2025 MPA Meeting House Trip

On Thursday, May 1 students joined MPA members to travel to the Museum of African-American History located in Beacon Hill, Boston. The tour began in the African Meeting House, which is recognized as the oldest Black Church in the United States. Next, we visited the Abiel Smith School, the first building established for education equality for Black students. Students learned about the need and establishment of discrimination-free places to meet, worship and receive education and hear the pivotal role Bostonians played in the Abolitionist movement.  Figures such as Primus Hall, Lewis Hayden,  William Lloyd Garrison, Maria Stewart and David Walker came to life and students were able to stand on the same floors as Frederick Douglass.

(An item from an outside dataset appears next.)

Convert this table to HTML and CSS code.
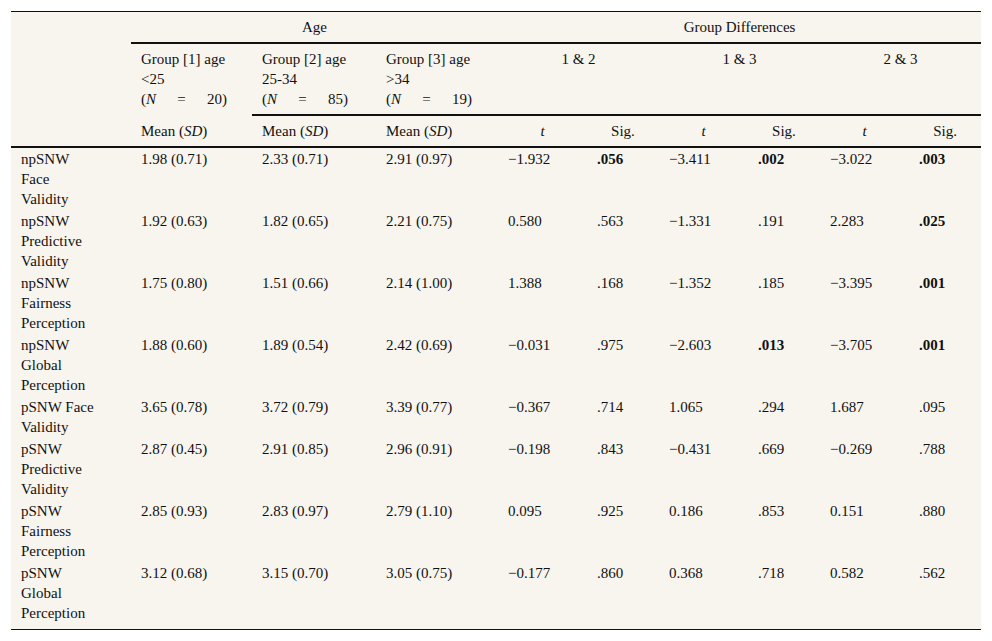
FILE: index.html
```html
<!DOCTYPE html>
<html lang="en">
<head>
<meta charset="utf-8">
<title>Age group differences</title>
<link rel="stylesheet" href="styles.css">
</head>
<body>
<table class="tbl">
  <colgroup>
    <col class="c-label"><col class="c-g1"><col class="c-g2"><col class="c-g3">
    <col class="c-t"><col class="c-s"><col class="c-t"><col class="c-s"><col class="c-t"><col class="c-s">
  </colgroup>
  <thead>
    <tr class="row-a">
      <th class="corner" rowspan="3"></th>
      <th class="center rule" colspan="3">Age</th>
      <th class="center rule" colspan="6">Group Differences</th>
    </tr>
    <tr class="row-b">
      <th class="left">Group [1] age<br>&lt;25<br><span class="n"><span>(<i>N</i></span><span>=</span><span>20)</span></span></th>
      <th class="left rule">Group [2] age<br>25-34<br><span class="n"><span>(<i>N</i></span><span>=</span><span>85)</span></span></th>
      <th class="left rule">Group [3] age<br>&gt;34<br><span class="n"><span>(<i>N</i></span><span>=</span><span>19)</span></span></th>
      <th class="center rule" colspan="2">1 &amp; 2</th>
      <th class="center rule" colspan="2">1 &amp; 3</th>
      <th class="center rule" colspan="2">2 &amp; 3</th>
    </tr>
    <tr class="row-c">
      <th class="left rule">Mean (<i>SD</i>)</th>
      <th class="left rule">Mean (<i>SD</i>)</th>
      <th class="left rule">Mean (<i>SD</i>)</th>
      <th class="center rule"><i>t</i></th>
      <th class="center rule">Sig.</th>
      <th class="center rule"><i>t</i></th>
      <th class="center rule">Sig.</th>
      <th class="center rule"><i>t</i></th>
      <th class="center rule">Sig.</th>
    </tr>
  </thead>
  <tbody>
    <tr>
      <td>npSNW<br>Face<br>Validity</td>
      <td>1.98 (0.71)</td><td>2.33 (0.71)</td><td>2.91 (0.97)</td>
      <td>−1.932</td><td><b>.056</b></td><td>−3.411</td><td><b>.002</b></td><td>−3.022</td><td><b>.003</b></td>
    </tr>
    <tr>
      <td>npSNW<br>Predictive<br>Validity</td>
      <td>1.92 (0.63)</td><td>1.82 (0.65)</td><td>2.21 (0.75)</td>
      <td>0.580</td><td>.563</td><td>−1.331</td><td>.191</td><td>2.283</td><td><b>.025</b></td>
    </tr>
    <tr>
      <td>npSNW<br>Fairness<br>Perception</td>
      <td>1.75 (0.80)</td><td>1.51 (0.66)</td><td>2.14 (1.00)</td>
      <td>1.388</td><td>.168</td><td>−1.352</td><td>.185</td><td>−3.395</td><td><b>.001</b></td>
    </tr>
    <tr>
      <td>npSNW<br>Global<br>Perception</td>
      <td>1.88 (0.60)</td><td>1.89 (0.54)</td><td>2.42 (0.69)</td>
      <td>−0.031</td><td>.975</td><td>−2.603</td><td><b>.013</b></td><td>−3.705</td><td><b>.001</b></td>
    </tr>
    <tr>
      <td>pSNW Face<br>Validity</td>
      <td>3.65 (0.78)</td><td>3.72 (0.79)</td><td>3.39 (0.77)</td>
      <td>−0.367</td><td>.714</td><td>1.065</td><td>.294</td><td>1.687</td><td>.095</td>
    </tr>
    <tr>
      <td>pSNW<br>Predictive<br>Validity</td>
      <td>2.87 (0.45)</td><td>2.91 (0.85)</td><td>2.96 (0.91)</td>
      <td>−0.198</td><td>.843</td><td>−0.431</td><td>.669</td><td>−0.269</td><td>.788</td>
    </tr>
    <tr>
      <td>pSNW<br>Fairness<br>Perception</td>
      <td>2.85 (0.93)</td><td>2.83 (0.97)</td><td>2.79 (1.10)</td>
      <td>0.095</td><td>.925</td><td>0.186</td><td>.853</td><td>0.151</td><td>.880</td>
    </tr>
    <tr class="last">
      <td>pSNW<br>Global<br>Perception</td>
      <td>3.12 (0.68)</td><td>3.15 (0.70)</td><td>3.05 (0.75)</td>
      <td>−0.177</td><td>.860</td><td>0.368</td><td>.718</td><td>0.582</td><td>.562</td>
    </tr>
  </tbody>
</table>
</body>
</html>
```

FILE: styles.css
```css
html, body {
  margin: 0;
  background: #ffffff;
}
body {
  padding: 11px;
  font-family: "Liberation Serif", "Times New Roman", serif;
  font-size: 15px;
  line-height: 20px;
  color: #111;
}
.tbl {
  width: 970px;
  table-layout: fixed;
  border-collapse: separate;
  border-spacing: 0;
  background: #f8f5ef;
  border-top: 1px solid #111;
  border-bottom: 1px solid #111;
}
.c-label { width: 120px; }
.c-g1 { width: 121px; }
.c-g2 { width: 124px; }
.c-g3 { width: 122px; }
.c-t { width: 89px; }
.c-s { width: 72px; }

th {
  font-weight: normal;
  padding: 5px 10px;
  vertical-align: top;
}
th.left { text-align: left; }
th.center { text-align: center; }
th.rule { border-bottom: 2px solid #111; }
th.corner { border-bottom: 2px solid #111; padding: 0; }

.n {
  display: flex;
  justify-content: space-between;
  width: 86px;
}

td {
  padding: 1px 10px;
  vertical-align: top;
  text-align: left;
  white-space: nowrap;
}
tr.last td { padding-bottom: 6px; }
b { font-weight: bold; }
```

After lunch, students walked through parts of the Black Heritage Trail's Beacon Hill neighborhoods where Harriet Tubman and Sojourner Truth came and stayed. At Saint-Gauden's "Shaw Memorial," students stood in the same spot the 54th Massachusetts Infantry Regiment of Black volunteer Union soldiers departed from in 1863 and considered both the courage of the men and the memorialization through public art. The trip concluded with a walk to Hank William Thomas' "Embrace" sculpture in Boston Common. It was a beautiful day reflecting on the importance of preserving Boston's historic spaces where a diverse group of men and women worked together to influence the moral climate of the nation and helped shape American history.